++++ Extracted records

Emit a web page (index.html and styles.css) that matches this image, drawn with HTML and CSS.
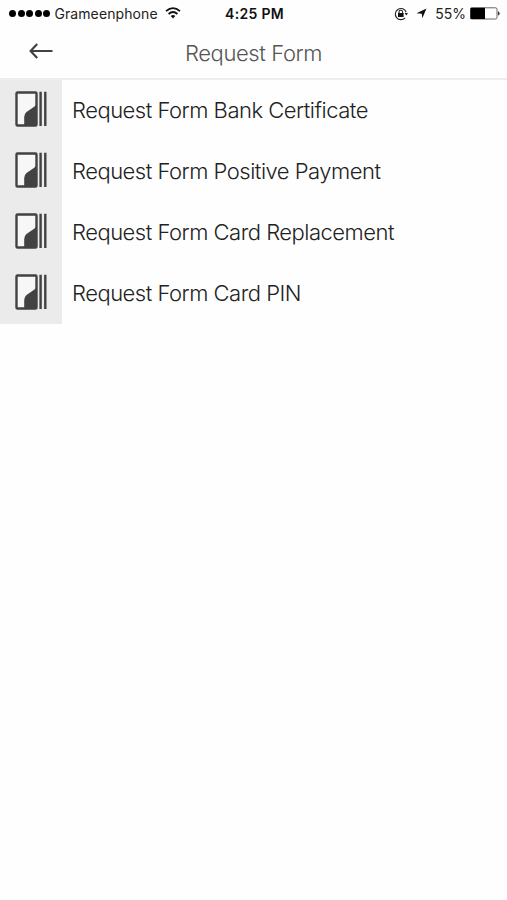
FILE: index.html
```html
<!DOCTYPE html>
<html lang="en">
<head>
<meta charset="utf-8">
<title>Request Form</title>
<link rel="stylesheet" href="styles.css">
</head>
<body>
<svg class="defs" width="0" height="0" aria-hidden="true">
  <symbol id="form-icon" viewBox="0 0 32 36">
    <rect x="1.5" y="1.5" width="20" height="33" rx="1" fill="#f7f7f7" stroke="#424242" stroke-width="2.4"/>
    <path d="M21.5 13.5 L19.5 15.5 L11.5 21 Q9.2 23 9.2 26 V34.5 H21.5Z" fill="#424242"/>
    <path d="M25.6 .8V35M30.3 .8V35" stroke="#424242" stroke-width="2.4"/>
  </symbol>
</svg>
<header class="status">
  <div class="carrier">
    <div class="signal"><i></i><i></i><i></i><i></i><i></i></div>
    <span class="carrier-name">Grameenphone</span>
    <svg class="wifi" width="16" height="12" viewBox="0 0 16 12" fill="none" stroke="#111" stroke-width="1.8">
      <path d="M1 4.2Q8-2 15 4.2M3.6 7Q8 3 12.4 7"/>
      <path d="M5.7 9Q8 6.9 10.3 9L8 11.5Z" fill="#111" stroke="none"/>
    </svg>
  </div>
  <span class="time">4:25 PM</span>
  <div class="indicators">
    <svg class="lock" width="14" height="14" viewBox="0 0 14 14" fill="none" stroke="#222">
      <path d="M11.1 10.8A5.6 5.6 0 1 1 12.2 5.2" stroke-width="1.1"/>
      <path d="M10.6 6H14L12.3 8.6Z" fill="#222" stroke="none"/>
      <path d="M5 6.5V5A1.8 1.8 0 0 1 8.6 5V6.5" stroke-width="1.1"/>
      <rect x="4" y="6" width="5.6" height="4" fill="#111" stroke="none"/>
    </svg>
    <svg class="location" width="11" height="11" viewBox="0 0 11 11"><path d="M10.5.5L6.3 10.3L5.8 5.8L.5 5.3Z" fill="#111"/></svg>
    <span class="percent">55%</span>
    <svg class="battery" width="30" height="13" viewBox="0 0 30 13">
      <rect x=".5" y=".8" width="26.5" height="11.2" rx="1.5" fill="#fff" stroke="#555" stroke-width=".9"/>
      <path d="M.5 .8H15V12H.5Z" fill="#000"/>
      <path d="M28 4.2Q29.6 4.6 29.6 6.4T28 8.6Z" fill="#333"/>
    </svg>
  </div>
</header>
<nav class="bar">
  <svg class="back" width="24" height="16" viewBox="0 0 24 16" fill="none" stroke="#424242" stroke-width="2.2"><path d="M8.2 1L1.6 8L8.2 15M2 8H23.5"/></svg>
  <h1 class="title">Request Form</h1>
</nav>
<main class="list">
  <div class="row"><div class="thumb"><svg width="32" height="36"><use href="#form-icon"/></svg></div><span class="label bank">Request Form Bank Certificate</span></div>
  <div class="row"><div class="thumb"><svg width="32" height="36"><use href="#form-icon"/></svg></div><span class="label">Request Form Positive Payment</span></div>
  <div class="row"><div class="thumb"><svg width="32" height="36"><use href="#form-icon"/></svg></div><span class="label">Request Form Card Replacement</span></div>
  <div class="row"><div class="thumb"><svg width="32" height="36"><use href="#form-icon"/></svg></div><span class="label">Request Form Card PIN</span></div>
</main>
</body>
</html>
```
FILE: styles.css
```css
* { box-sizing: border-box; }
body { margin: 0; background: #fefefe; font-family: Inter, "Liberation Sans", sans-serif; color: #222; }
.defs { display: block; }
.status { display: grid; grid-template-columns: 1fr auto 1fr; align-items: center; height: 27px; padding: 0 7px 0 9px; font-size: 14px; line-height: 27px; }
.carrier { display: flex; align-items: center; }
.signal { display: flex; gap: 1.6px; margin-right: 4px; }
.signal i { width: 7px; height: 7px; border-radius: 50%; background: #000; }
.carrier-name { letter-spacing: .1px; }
.wifi { margin: -2px 0 0 7px; }
.time { font-weight: 600; letter-spacing: .3px; color: #111; }
.indicators { display: flex; align-items: center; justify-content: flex-end; }
.lock { margin-right: 8px; }
.location { margin-right: 8px; }
.percent { margin-right: 4px; }
.bar { display: grid; grid-template-columns: 62px 1fr 62px; align-items: center; height: 53px; border-bottom: 2px solid #ededed; }
.back { margin-left: 29px; margin-top: -3px; }
.title { margin: 0; text-align: center; font-size: 22px; font-weight: 300; letter-spacing: -.4px; color: #555; }
.row { display: flex; height: 61px; }
.thumb { display: flex; width: 62px; align-items: center; justify-content: center; padding-bottom: 4px; background: #ebebeb; }
.label { padding-left: 10px; font-size: 22px; line-height: 60px; font-weight: 300; letter-spacing: -.5px; white-space: nowrap; }
```
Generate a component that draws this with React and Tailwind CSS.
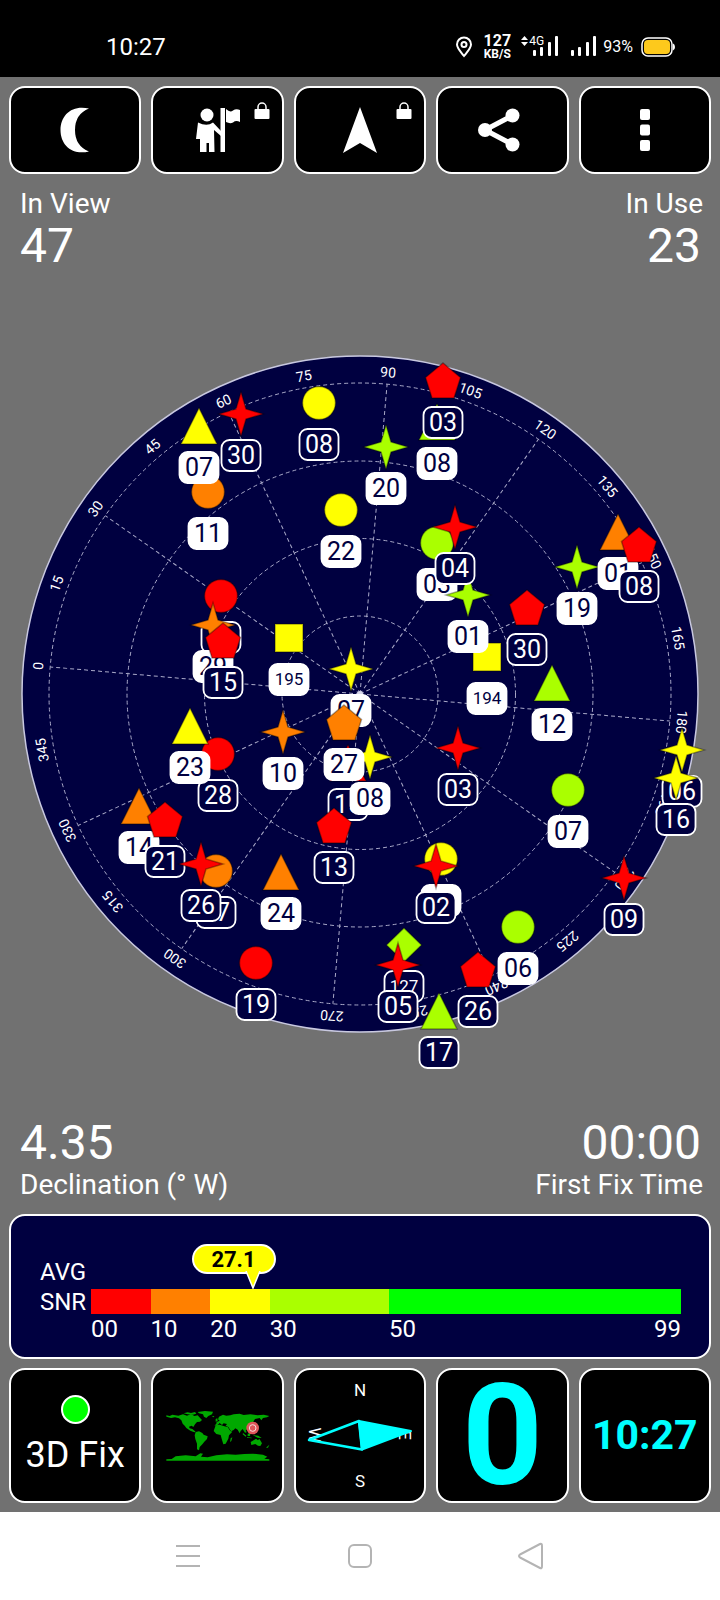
const RED = "#ff0000"
const ORANGE = "#ff8000"
const YELLOW = "#ffff00"
const LIME = "#aaff00"
const NAVY = "#000040"

const CX = 360
const CY = 694
const HEADING = 5

// later entries are painted over earlier ones
const satellites = [
  { shape: "circle", id: "11", x: 208, y: 492, color: ORANGE, used: true },
  { shape: "triangle", id: "07", x: 199, y: 426, color: YELLOW, used: true },
  { shape: "star", id: "30", x: 241, y: 414, color: RED },
  { shape: "circle", id: "08", x: 319, y: 403, color: YELLOW },
  { shape: "circle", id: "22", x: 341, y: 510, color: YELLOW, used: true },
  { shape: "star", id: "20", x: 386, y: 447, color: LIME, used: true },
  { shape: "triangle", id: "08", x: 437, y: 422, color: LIME, used: true },
  { shape: "pentagon", id: "03", x: 443, y: 381, color: RED },
  { shape: "circle", id: "03", x: 437, y: 543, color: LIME, used: true },
  { shape: "square", id: "194", x: 487, y: 657, color: YELLOW, used: true },
  { shape: "star", id: "01", x: 468, y: 595, color: LIME, used: true },
  { shape: "star", id: "04", x: 455, y: 527, color: RED },
  { shape: "star", id: "19", x: 577, y: 567, color: LIME, used: true },
  { shape: "triangle", id: "01", x: 618, y: 532, color: ORANGE, used: true },
  { shape: "pentagon", id: "08", x: 639, y: 545, color: RED },
  { shape: "circle", id: "", x: 221, y: 596, color: RED },
  { shape: "star", id: "29", x: 213, y: 625, color: ORANGE, used: true },
  { shape: "pentagon", id: "15", x: 223, y: 641, color: RED },
  { shape: "square", id: "195", x: 289, y: 638, color: YELLOW, used: true },
  { shape: "triangle", id: "15", x: 348, y: 763, color: RED },
  { shape: "star", id: "08", x: 370, y: 757, color: YELLOW, used: true },
  { shape: "star", id: "07", x: 351, y: 669, color: YELLOW, used: true },
  { shape: "pentagon", id: "27", x: 344, y: 723, color: ORANGE, used: true },
  { shape: "star", id: "10", x: 283, y: 732, color: ORANGE, used: true },
  { shape: "circle", id: "28", x: 218, y: 754, color: RED },
  { shape: "triangle", id: "23", x: 190, y: 726, color: YELLOW, used: true },
  { shape: "pentagon", id: "30", x: 527, y: 608, color: RED },
  { shape: "triangle", id: "12", x: 552, y: 683, color: LIME, used: true },
  { shape: "star", id: "03", x: 458, y: 748, color: RED },
  { shape: "circle", id: "07", x: 568, y: 790, color: LIME, used: true },
  { shape: "star", id: "06", x: 682, y: 750, color: YELLOW },
  { shape: "star", id: "16", x: 676, y: 778, color: YELLOW },
  { shape: "triangle", id: "14", x: 139, y: 806, color: ORANGE, used: true },
  { shape: "pentagon", id: "21", x: 165, y: 820, color: RED },
  { shape: "circle", id: "27", x: 216, y: 871, color: ORANGE },
  { shape: "star", id: "26", x: 201, y: 864, color: RED },
  { shape: "triangle", id: "24", x: 281, y: 872, color: ORANGE, used: true },
  { shape: "circle", id: "19", x: 256, y: 963, color: RED },
  { shape: "pentagon", id: "13", x: 334, y: 826, color: RED },
  { shape: "circle", id: "", x: 441, y: 859, color: YELLOW, used: true },
  { shape: "star", id: "02", x: 436, y: 866, color: RED },
  { shape: "star", id: "09", x: 624, y: 878, color: RED },
  { shape: "pentagon", id: "26", x: 478, y: 970, color: RED },
  { shape: "circle", id: "06", x: 518, y: 927, color: LIME, used: true },
  { shape: "diamond", id: "127", x: 404, y: 945, color: LIME },
  { shape: "star", id: "05", x: 398, y: 965, color: RED },
  { shape: "triangle", id: "17", x: 439, y: 1011, color: LIME },
]

const outlines = {
  star: "M0 -22L5 -5L22 0L5 5L0 22L-5 5L-22 0L-5 -5Z",
  triangle: "M0 -18L18 18H-18Z",
  pentagon: "M0 -18L17.500 -3.500L11 17H-11L-17.500 -3.500Z",
  square: "M-14 -14H14V14H-14Z",
  diamond: "M0 -17L17.500 0L0 17L-17.500 0Z",
  circle: "M-16.500 0A16.500 16.500 0 1 0 16.500 0A16.500 16.500 0 1 0 -16.500 0Z",
}

const snrBands = [
  { from: "00", className: "grow-[10] bg-[#ff0000]", labelClass: "grow-[10]" },
  { from: "10", className: "grow-[10] bg-[#ff8000]", labelClass: "grow-[10]" },
  { from: "20", className: "grow-[10] bg-[#ffff00]", labelClass: "grow-[10]" },
  { from: "30", className: "grow-[20] bg-[#aaff00]", labelClass: "grow-[20]" },
  { from: "50", to: "99", className: "grow-[49] bg-[#00ff00]", labelClass: "grow-[49]" },
]

function Satellite({ sat }) {
  const long = sat.id.length > 2
  return (
    <g transform={`translate(${sat.x} ${sat.y})`}>
      <path d={outlines[sat.shape]} fill={sat.color} stroke="#000" strokeOpacity="0.35" strokeWidth="1.500" />
      <rect
        x="-19.500"
        y="26"
        width="39"
        height="31"
        rx="8"
        fill={sat.used ? "#fff" : NAVY}
        stroke="#fff"
        strokeWidth="1.800"
      />
      {sat.id && (
        <text
          y={long ? 47 : 50}
          textAnchor="middle"
          fontSize={long ? 17 : 25}
          fill={sat.used ? NAVY : "#fff"}
        >
          {sat.id}
        </text>
      )}
    </g>
  )
}

function SkyPlot() {
  const spokes = Array.from({ length: 12 }, (_, i) => i * 30 + HEADING)
  const azimuths = Array.from({ length: 24 }, (_, i) => i * 15)

  return (
    <svg viewBox="0 272 720 845" className="block w-full" role="img" aria-label="Satellites in view">
      <circle cx={CX} cy={CY} r="338" fill={NAVY} stroke="#c8c8e0" strokeWidth="1.500" />
      <g fill="none" stroke="#a9a9c8" strokeWidth="1" strokeDasharray="4 3">
        {[78, 155.5, 233, 311].map((r) => (
          <circle key={r} cx={CX} cy={CY} r={r} />
        ))}
        {spokes.map((a) => (
          <path key={a} d={`M${CX} ${CY}v-311`} transform={`rotate(${a} ${CX} ${CY})`} />
        ))}
      </g>
      <circle cx={CX} cy={CY} r="3" fill="#d8d8ea" />
      <g fontSize="14" fill="#fff" textAnchor="middle">
        {azimuths.map((a) => (
          <text key={a} x={CX} y="376" transform={`rotate(${a - 90 + HEADING} ${CX} ${CY})`}>
            {a}
          </text>
        ))}
      </g>
      {satellites.map((sat, i) => (
        <Satellite key={i} sat={sat} />
      ))}
    </svg>
  )
}

function SignalBars() {
  return (
    <svg width="26" height="21" viewBox="0 0 26 21" fill="#fff">
      <rect x="0" y="14" width="3" height="6" rx="1" />
      <rect x="7" y="11" width="3" height="9" rx="1" />
      <rect x="15" y="6" width="3" height="14" rx="1" />
      <rect x="22" y="0" width="3" height="20" rx="1" />
    </svg>
  )
}

function StatusBar() {
  return (
    <div className="flex h-[77px] items-center justify-between bg-black pl-[106px] pr-[45px] pt-4">
      <span className="text-[24px] leading-7">10:27</span>
      <div className="flex items-center">
        <svg width="18" height="22" viewBox="0 0 18 22" fill="none" stroke="#fff" strokeWidth="2">
          <path d="M9 20C5 15 2 12 2 8.500A7 7 0 0 1 16 8.500C16 12 13 15 9 20Z" />
          <circle cx="9" cy="8.500" r="2.500" />
        </svg>
        <div className="ml-2.5 w-7 text-center font-bold">
          <div className="text-[16px] leading-[14px]">127</div>
          <div className="text-[12px] leading-[12px]">KB/S</div>
        </div>
        <div className="relative ml-[22px]">
          <SignalBars />
          <div className="absolute -left-3 -top-px flex items-center gap-px">
            <svg width="7" height="12" viewBox="0 0 7 12" fill="#fff">
              <path d="M3.500 1L7 5H0ZM3.500 11L0 7H7Z" />
            </svg>
            <span className="text-[12px] leading-3">4G</span>
          </div>
        </div>
        <div className="ml-3">
          <SignalBars />
        </div>
        <span className="ml-1.5 text-[16px] leading-5">93%</span>
        <svg className="ml-2" width="34" height="20" viewBox="0 0 34 20">
          <rect x="1" y="1" width="30" height="18" rx="6" fill="none" stroke="#fff" strokeWidth="1.500" />
          <rect x="3" y="3" width="26" height="14" rx="4" fill="#fdc91c" />
          <path d="M32 6.500Q34 7 34 10T32 13.500Z" fill="#fff" />
        </svg>
      </div>
    </div>
  )
}

function Lock() {
  return (
    <svg className="absolute right-3 top-3.5" width="16" height="17" viewBox="0 0 16 17">
      <path d="M4 8V5A4 4 0 0 1 12 5V8" fill="none" stroke="#fff" strokeWidth="1.500" />
      <rect x="0.500" y="7" width="15" height="10" rx="1" fill="#fff" />
    </svg>
  )
}

function ToolButton({ label, locked, children }) {
  return (
    <button
      type="button"
      aria-label={label}
      className="relative flex h-[88px] items-center justify-center rounded-2xl border-2 border-white bg-black"
    >
      {children}
      {locked && <Lock />}
    </button>
  )
}

function Toolbar() {
  return (
    <div className="grid grid-cols-5 gap-2.5 px-[9px] pt-[9px]">
      <ToolButton label="Night mode">
        <svg width="30" height="46" viewBox="0 0 30 46" fill="#fff">
          <path d="M29 1.500C12 -2.500 0.500 8 0.500 23S12 48.500 29 44.500Q15 39 15 23T29 1.500Z" />
        </svg>
      </ToolButton>
      <ToolButton label="Guide" locked>
        <svg width="46" height="46" viewBox="0 0 46 46" fill="#fff">
          <circle cx="12" cy="8" r="6.500" />
          <path d="M3 15.500Q12 20 18 15.500L26 24V29L19 23L19.500 45H14V36H11.500V45H5V32H1Z" />
          <rect x="25.500" y="1" width="4.500" height="44" />
          <path d="M31 2Q35 6 38 3.500Q41 1.500 45 3V15Q41 13 38 15.500Q35 17 31 15Z" />
        </svg>
      </ToolButton>
      <ToolButton label="Navigate" locked>
        <svg width="36" height="48" viewBox="0 0 36 48" fill="#fff">
          <path d="M18 1L35 47L18 37L1 47Z" />
        </svg>
      </ToolButton>
      <ToolButton label="Share">
        <svg width="50" height="46" viewBox="0 0 50 46" fill="#fff">
          <path d="M35.500 8.500L8 23L35.500 37.500" fill="none" stroke="#fff" strokeWidth="5" />
          <circle cx="35.500" cy="8.500" r="7" />
          <circle cx="8" cy="23" r="7" />
          <circle cx="35.500" cy="37.500" r="7" />
        </svg>
      </ToolButton>
      <ToolButton label="More">
        <svg width="10" height="42" viewBox="0 0 10 42" fill="#fff">
          <rect width="10" height="11" rx="2" />
          <rect y="15.500" width="10" height="11" rx="2" />
          <rect y="31" width="10" height="11" rx="2" />
        </svg>
      </ToolButton>
    </div>
  )
}

function SnrPanel() {
  const avg = 27.1
  return (
    <div className="mx-[9px] mt-[13px] flex rounded-2xl border-2 border-white bg-[#000040] pb-[13px] pl-[29px] pr-7 pt-[41px]">
      <div className="w-[51px] text-[24px] leading-[30px]">
        <div>AVG</div>
        <div>SNR</div>
      </div>
      <div className="flex-1 pt-8">
        <div className="relative flex h-[25px]">
          {snrBands.map((band) => (
            <div key={band.from} className={`basis-0 ${band.className}`} />
          ))}
          {/* average marker */}
          <div className="absolute bottom-full -ml-[61px] h-[45px] w-[84px]" style={{ left: `${(avg / 99) * 100}%` }}>
            <div className="flex h-[30px] items-center justify-center rounded-full border-2 border-white bg-[#ffff00] text-[22px] font-bold text-black">
              {avg}
            </div>
            <svg className="absolute left-[53px] top-[27px]" width="16" height="18" viewBox="0 0 16 18">
              <path d="M1 0L8 17L15 0" fill={YELLOW} stroke="#fff" strokeWidth="1.500" />
            </svg>
          </div>
        </div>
        <div className="flex text-[24px] leading-[30px]">
          {snrBands.map((band) => (
            <div key={band.from} className={`flex w-0 basis-0 justify-between ${band.labelClass}`}>
              <span>{band.from}</span>
              {band.to && <span>{band.to}</span>}
            </div>
          ))}
        </div>
      </div>
    </div>
  )
}

function WorldMap() {
  return (
    <svg width="104" height="50" viewBox="48 50 310 150" fill="#00a800">
      <path d="M48 63L58 65L66 61L84 64L98 60L110 64L122 59L132 65L142 63L150 72L155 77L149 82L140 83L134 90L129 98L124 94L116 97L118 102L126 104L136 112L132 114L120 109L108 101L103 94L97 88L93 78L86 72L74 69L62 71L48 67Z" />
      <path d="M100 57L112 54L122 56L134 53L138 58L128 61L112 60Z" />
      <path d="M142 53L164 50L188 52L185 60L174 65L168 71L161 67L158 60L146 57Z" />
      <path d="M136 113L146 111L156 116L160 121L172 126L170 134L162 142L156 150L148 158L146 168L140 165L140 148L135 134L133 123Z" />
      <path d="M184 66L192 65L190 69ZM196 74L201 72L202 80L196 82Z" />
      <path d="M192 94L198 88L199 83L208 79L203 75L206 67L218 61L228 64L240 63L250 60L268 58L280 62L300 60L322 63L340 61L357 65L350 69L338 71L333 78L328 71L314 74L308 84L304 91L298 87L299 96L294 104L286 107L289 114L284 115L277 104L271 110L268 117L262 106L255 102L250 107L242 111L234 98L226 94L230 89L220 87L215 92L208 86L203 91Z" />
      <path d="M196 93L208 91L222 96L232 98L240 110L246 112L236 123L234 133L226 148L219 150L214 133L211 122L198 119L190 110Z" />
      <path d="M241 132L246 129L243 140L239 143ZM278 116L288 124L286 127L277 120ZM292 118L301 115L299 125L292 125ZM290 128L304 130L304 132L290 130ZM307 122L324 124L334 131L322 130Z" />
      <path d="M301 143L311 137L317 133L323 138L327 133L335 147L330 155L323 154L315 149L303 152Z" />
      <path d="M347 160L357 151L353 160Z" />
      <path d="M64 194L76 186L106 183L136 186L150 177L158 178L152 187L172 189L198 183L230 180L256 181L282 179L308 178L338 181L351 187L342 193L357 195V199H48V195Z" />
      <circle cx="307" cy="101" r="19" fill="#e0575a" />
      <circle cx="307" cy="101" r="10" fill="none" stroke="#f6dcdc" strokeWidth="3" />
    </svg>
  )
}

function Compass() {
  return (
    <svg width="128" height="131" viewBox="296 1370 128 131" fontSize="17" fill="#fff" textAnchor="middle">
      <text x="360" y="1396">N</text>
      <text x="360" y="1487">S</text>
      <text transform="translate(309 1435) rotate(90)">W</text>
      <text transform="translate(399 1435) rotate(90)">E</text>
      <path d="M359 1421L309 1440L362 1449.500Z" fill="none" stroke="#00ffff" strokeWidth="2.500" strokeLinejoin="round" />
      <path d="M359 1421L411 1431L362 1449.500Z" fill="#00ffff" stroke="#00ffff" strokeWidth="2" strokeLinejoin="round" />
    </svg>
  )
}

function Tile({ label, children }) {
  return (
    <button
      type="button"
      aria-label={label}
      className="flex h-[135px] flex-col items-center justify-center rounded-2xl border-2 border-white bg-black"
    >
      {children}
    </button>
  )
}

function Tiles() {
  return (
    <div className="grid grid-cols-5 gap-2.5 px-[9px] py-[9px]">
      <Tile label="Fix status">
        <span className="size-[29px] rounded-full border-2 border-white bg-[#00ff00]" />
        <span className="mt-2.5 text-[36px] leading-[42px]">3D Fix</span>
      </Tile>
      <Tile label="World map">
        <WorldMap />
      </Tile>
      <Tile label="Compass">
        <Compass />
      </Tile>
      <Tile label="Speed">
        <span className="text-[141px] font-bold leading-[131px] text-[#00ffff]">0</span>
      </Tile>
      <Tile label="Clock">
        <span className="text-[41px] font-bold leading-none text-[#00ffff]">10:27</span>
      </Tile>
    </div>
  )
}

function NavBar() {
  return (
    <nav className="flex h-[88px] justify-center bg-white">
      <button type="button" aria-label="Recent apps" className="flex w-[172px] items-center justify-center">
        <svg width="24" height="24" viewBox="0 0 24 24" stroke="#b4b4b4" strokeWidth="2">
          <path d="M0 2H24M0 12H24M0 22H24" />
        </svg>
      </button>
      <button type="button" aria-label="Home" className="flex w-[172px] items-center justify-center">
        <svg width="24" height="24" viewBox="0 0 24 24" fill="none" stroke="#b4b4b4" strokeWidth="2">
          <rect x="1" y="1" width="22" height="22" rx="5" />
        </svg>
      </button>
      <button type="button" aria-label="Back" className="flex w-[172px] items-center justify-center">
        <svg width="28" height="28" viewBox="0 0 28 28" fill="none" stroke="#b4b4b4" strokeWidth="2" strokeLinejoin="round">
          <path d="M22 2Q24 1 24 4V24Q24 27 22 26L2 15.500Q0 14 2 12.500Z" />
        </svg>
      </button>
    </nav>
  )
}

function App() {
  return (
    <div className="flex min-h-screen flex-col bg-[#717171] font-['Roboto',sans-serif] text-white">
      <StatusBar />
      <Toolbar />

      <div className="flex justify-between pl-5 pr-[17px] pt-[14px]">
        <div>
          <div className="text-[28px] leading-8">In View</div>
          <div className="text-[48px] leading-[52px]">47</div>
        </div>
        <div className="text-right">
          <div className="text-[28px] leading-8">In Use</div>
          <div className="pr-0.5 text-[48px] leading-[52px]">23</div>
        </div>
      </div>

      <SkyPlot />

      <div className="flex justify-between pl-5 pr-[17px]">
        <div>
          <div className="text-[48px] leading-[52px]">4.35</div>
          <div className="text-[28px] leading-8">Declination (° W)</div>
        </div>
        <div className="text-right">
          <div className="pr-0.5 text-[48px] leading-[52px]">00:00</div>
          <div className="text-[28px] leading-8">First Fix Time</div>
        </div>
      </div>

      <SnrPanel />
      <Tiles />
      <NavBar />
    </div>
  )
}

export default App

++++++++

What is required » In the material above, how many lines hold the word "that"? Say only the number.

Right answer » 2